Lawrence Korb, a former Defense Department analyst who was an active campaigner for a “peace dividend” as the war came to an end, pointed out something that, surprisingly, President Reagan figured out, but Nixon, George W. Bush, Clinton, and Obama seemed to forget. He said that after the barracks bombing in Lebanon in 1983, Reagan knew enough not to “double down.” It was a failure, so best to acknowledge that and not repeat it or make it worse by trying to prove the mistake something that it wasn’t. Doubling down to pretend that mistakes haven’t happened, that errors can be transformed into successes by doing them again—and more intensely—is the M.O. of much current public policy and, unfortunately, some of the work in the nonprofit sector.

Korb also raised another interesting point, returning to Hayden’s about memory. He asked how many of us were going to vote for candidates who had voted for the war in Iraq, even though a reading of the National Intelligence Estimate provided to Congress with public and secret information was enough to convince just about anyone that an invasion of Iraq wasn’t justified—or justifiable. Korb referred to current presidential candidates (at the moment, only one) who not only voted for the war but did so with the explanation that they didn’t bother to read the NIE, and asked whether the nation was going to ever hold them accountable for their votes. During the Vietnam era, accountability went the other way. When Oregon’s Wayne Morse and Alaska’s Ernest Gruening voted against the Gulf of Tonkin Resolution, the only two in either house of Congress to do so, they lost their seats in the next election. If the public doesn’t hold politicians accountable for their actions in leading the nation to war, the message is sadly one of political immunity, even if the consequences are the lives of innocent civilians.

Something, therefore, has to be done about elections and the people we elect, and that comes back to the nonprofit sector, or more accurately the voluntary sector. Former representative Pat Schroeder talked about her experience in Colorado politics, noting the vast similarities of campaign materials of both Democrats and Republicans running for office: the family pictures, the beliefs in mother-and-apple-pie values and such, differentiated only at the end with a picture of the Democrat on a bicycle and the Republican on a horse. But that isn’t quite the entire story. When it comes to issues of war and peace, the candidates are pretty indistinguishable. Given the continuing 60-word blank check that Congress gave the White House after 9/11, as Rep. Barbara Lee noted, to wage war—the Authorization for Use of Military Force—which has been used repeatedly for undeclared wars by both Bush and now Obama, the failure of Congress whether controlled by Democrats or Republicans to undo the AUMF is telling. Phyllis Bennis of the Institute for Policy Studies suggested that the key is building powerful social movements that make politicians do the right thing. Bennis might be partly right, though her counterfactual notion that the Iraq war movement, particularly the protests held across the world in February of 2013, while failing to stop the Iraq war, served to prevent a certain war against Iran, is difficult to support. But a lot more attention has to be put into assessing what political candidates stand for—and have stood for—so that they aren’t let off the hook for their past actions and are held to account to do the right thing in the present and future.

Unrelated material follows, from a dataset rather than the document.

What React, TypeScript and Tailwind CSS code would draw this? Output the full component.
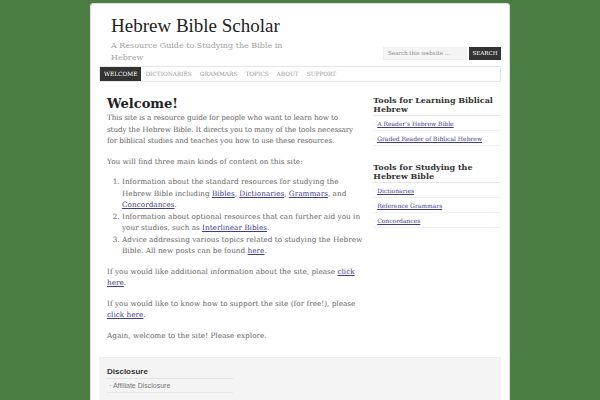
import React from "react";

const serif = "font-['DejaVu_Serif',serif]";

function A({ children }: { children: React.ReactNode }) {
  return <a className="text-[#3f3c8c] underline">{children}</a>;
}

function Widget({ title, items }: { title: string; items: string[] }) {
  return (
    <div className="mb-[17px]">
      <h4 className="text-[8px] leading-[8.5px] font-bold text-[#333] pb-[2px] border-b border-[#e6e6e6]">{title}</h4>
      <ul>
        {items.map((it) => (
          <li key={it} className="text-[6px] leading-[8px] pt-[4px] pb-[2px] border-b border-[#efefef] text-[#999]">
            · <A>{it}</A>
          </li>
        ))}
      </ul>
    </div>
  );
}

export default function App() {
  const nav = ["WELCOME", "DICTIONARIES", "GRAMMARS", "TOPICS", "ABOUT", "SUPPORT"];
  return (
    <div className={`w-[600px] h-[400px] overflow-hidden bg-[#4b7d45] ${serif}`}>
      <div className="ml-[90px] mt-[3px] w-[420px] h-[420px] bg-white border border-[#ddd] rounded-[3px] px-[8px]">
        {/* Header */}
        <div className="flex justify-between items-end pt-[7px] h-[62px]">
          <div className="pl-[12px] mb-[2px]">
            <h1 className="font-['Liberation_Serif',serif] text-[19px] leading-[22px] text-[#222]">Hebrew Bible Scholar</h1>
            <p className="text-[8px] leading-[12px] text-[#a0a0a0] w-[180px] mt-[3px]">A Resource Guide to Studying the Bible in Hebrew</p>
          </div>
          <div className="flex items-center mb-[6px]">
            <div className="w-[84px] h-[13px] bg-[#f4f4f4] border border-[#eee] text-[5.5px] leading-[11px] text-[#888] pl-[4px]">Search this website …</div>
            <div className="ml-[2px] w-[32px] h-[13px] bg-[#333] text-white text-[5.5px] leading-[13px] text-center">SEARCH</div>
          </div>
        </div>
        {/* Nav */}
        <div className="border border-[#e6e6e6] flex h-[16px]">
          {nav.map((n, i) => (
            <div
              key={n}
              className={`px-[4px] text-[5.8px] leading-[14px] ${i === 0 ? "bg-[#333] text-white" : "text-[#999]"}`}
            >
              {n}
            </div>
          ))}
        </div>
        {/* Content */}
        <div className="flex pl-[8px] pt-[14px]">
          <div className="w-[256px] text-[7.3px] leading-[11.5px] text-[#666]">
            <h2 className="text-[13px] leading-[16px] font-bold text-[#222]">Welcome!</h2>
            <p className="mb-[9px] tracking-[-0.15px]">
              This site is a resource guide for people who want to learn how to<br />
              study the Hebrew Bible. It directs you to many of the tools necessary<br />
              for biblical studies and teaches you how to use these resources.
            </p>
            <p className="mb-[9px]">You will find three main kinds of content on this site:</p>
            <ol className="list-decimal pl-[15px] mb-[9px]">
              <li>
                Information about the standard resources for studying the Hebrew Bible including <A>Bibles</A>, <A>Dictionaries</A>, <A>Grammars</A>, and <A>Concordances</A>.
              </li>
              <li>
                Information about optional resources that can further aid you in your studies, such as <A>Interlinear Bibles</A>.
              </li>
              <li>
                Advice addressing various topics related to studying the Hebrew Bible. All new posts can be found <A>here</A>.
              </li>
            </ol>
            <p className="mb-[9px]">
              If you would like additional information about the site, please <A>click here</A>.
            </p>
            <p className="mb-[9px]">
              If you would like to know how to support the site (for free!), please <A>click here</A>.
            </p>
            <p>Again, welcome to the site! Please explore.</p>
          </div>
          <div className="ml-[11px] w-[128px] pt-[-1px]">
            <Widget title="Tools for Learning Biblical Hebrew" items={["A Reader's Hebrew Bible", "Graded Reader of Biblical Hebrew"]} />
            <Widget title="Tools for Studying the Hebrew Bible" items={["Dictionaries", "Reference Grammars", "Concordances"]} />
          </div>
        </div>
        {/* Footer */}
        <div className="mt-[16px] bg-[#f4f4f4] border-t border-[#eee] pt-[9px] pl-[8px] h-[60px] font-['Liberation_Sans',sans-serif]">
          <div className="w-[126px]">
            <h4 className="text-[8px] font-bold leading-[10px] text-[#333] pb-[1px] border-b border-[#e2e2e2]">Disclosure</h4>
            <div className="text-[7px] leading-[9px] text-[#777] py-[2px] pl-[2px] border-b border-[#e8e8e8]">· Affiliate Disclosure</div>
          </div>
        </div>
      </div>
    </div>
  );
}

There is a strain of counterfactual thinking that draws some veterans of the peace movement: Bennis’s on the prevention of war with Iran, and Hayden’s belief that had Martin Luther King Jr. and Robert F. Kennedy not been assassinated, a viable, long-lasting social movement might have taken root and changed the direction of our country that we see today, among other potential scenarios. But the evidence of what did happen tells of the importance of direct action, protest, political organizing, get-out-the-vote, and movement building. The former Congressman Dellums took to the podium to make some points reflective of statements that Martin Luther King Jr. had made. Peace is not just the absence of conflict, he said, it is the presence of justice. He modified that to say that peace is not just the absence of war, but the absence of the conditions that lead to war. That means advocating not just to bring to an end what many referred to as the “failed experiment” of war, but working against the social inequities that lead to the tensions that end up as violent conflict and social and religious extremism.

Dellums was actually hopeful about the young people of America today. He said that today’s young people don’t carry the baggage that the 60-, 70-, and 80-year-olds sitting in the church at the event had to carry, the baggage of the myths about America’s history that historians like Howard Zinn and others have corrected in their books for today’s young learners. The young generation gets it, he thinks—when they hear it. But that means getting young people into exchanges like the “Lessons of Vietnam” program to learn from the likes of Julian Bond, Doug McReynolds, Arthur Waskow, and Bill Goodfellow, among the speakers and discussants who brought tremendous wisdom to the discussion. That may one of the important accomplishments of the Zinn Education Project, which supports the teaching of the people’s history of the U.S. in middle school and high school classrooms.

It was picture-perfect weather in Washington on Sunday, and the young people were pretty absent from the New York Avenue Presbyterian Church. That may not explain it totally. Maybe it is because the crowd was older, that the opening session, moderated by Phil Donahue, honored octogenarians like Cora Weiss, Judith Lerner, Staughton Lynd, Dick Fernandez, George Regas, and Daniel Ellsberg. When the generations aren’t really in effective dialogue and exchange, the lessons of this important period of social movement building and activism will be relegated to the memory and silence that Tom Hayden so eloquently described.